Access to application logs on Heroku has historically been one of the least usable functions of the platform. The “heroku logs” command was nothing more than a broadcast fetch of the logfiles for every web and worker dyno in your app. This worked ok for small apps, but the user experience became very poor once you got past five or ten dynos.

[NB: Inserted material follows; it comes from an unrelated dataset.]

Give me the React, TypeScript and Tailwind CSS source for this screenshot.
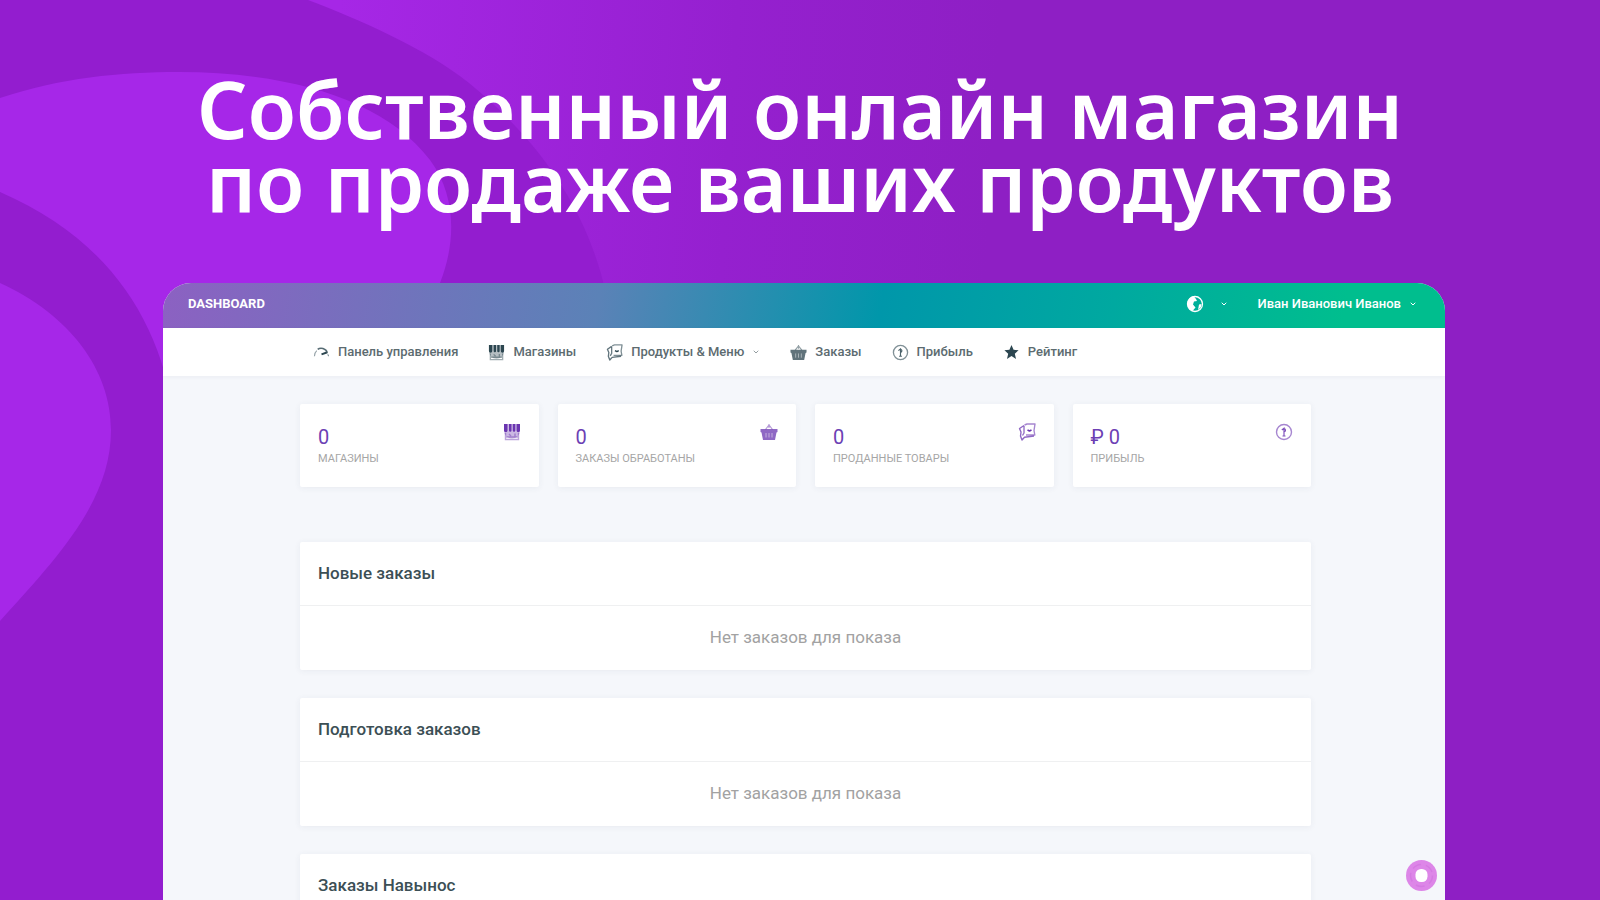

I’m incredibly excited to announce that today we’re rolling out the public beta of our new logging add-on. This is a whole new way of capturing and collating logs, based on a syslog routing layer we’ve dubbed Logplex. Logplex routes syslog traffic the same way that our HTTP routing mesh routes HTTP traffic. Not coincidentally, Logplex was built by Orion Henry and Jacob Vorreuter, the same geniuses behind the Heroku HTTP routing mesh.
Using Logplex, we can route logs not only from all of your application processes (web, worker) into a single location. Even better, infrastructure components in the platform that interact with your app can also write to the same place. For example, here’s a snippet of logs from a single HTTP request to a Rails app:
$ heroku logs 2010-10-21T14:11:16-07:00 app[web.2]: Processing PostController#list (for 208.16.84.131 at 2010-10-21 14:11:16) [GET] 2010-10-21T14:11:16-07:00 app[web.2]: Rendering template within layouts/application 2010-10-21T14:11:16-07:00 app[web.2]: Rendering post/list 2010-10-21T14:11:16-07:00 app[web.2]: Rendered includes/_header (0.1ms) 2010-10-21T14:11:16-07:00 app[web.2]: Completed in 150ms (View: 27, DB: 121) | 200 OK [http://myapp.heroku.com/] 2010-10-21T14:11:16-07:00 heroku[router]: GET myapp.heroku.com/ dyno=web.2 queue=0 wait=0ms service=251ms bytes=24523 2010-10-21T14:11:16-07:00 heroku[nginx]: GET / HTTP/1.1 | 208.66.27.62 | 247 | http | 304
The logs show not only the Rails logs from the dyno which served the request (web.2), but also logs from the HTTP routing mesh and Nginx. We also log events like web dynos idling and un-idling, process restarts, and more.
The logging add-on also adds some seriously bad-ass client-side features. You can filter down to an individual source or process (for example, just your app logs, or just the logs from worker.1). And realtime tail (heroku logs —tail) is spectacular for any app that’s doing heavy background processing. The docs have all the details.
Keep in mind that this is a beta feature, so there will be a few rough edges. During the beta process we need to prove that Logplex can scale to handle the huge volume of logs being generated by all the apps running on Heroku. We’re also working on more options for long-term archival and search of app logs. Once these questions are answered we’ll be able to remove the beta label, at which time the logging:basic add-on will become the default for all new apps.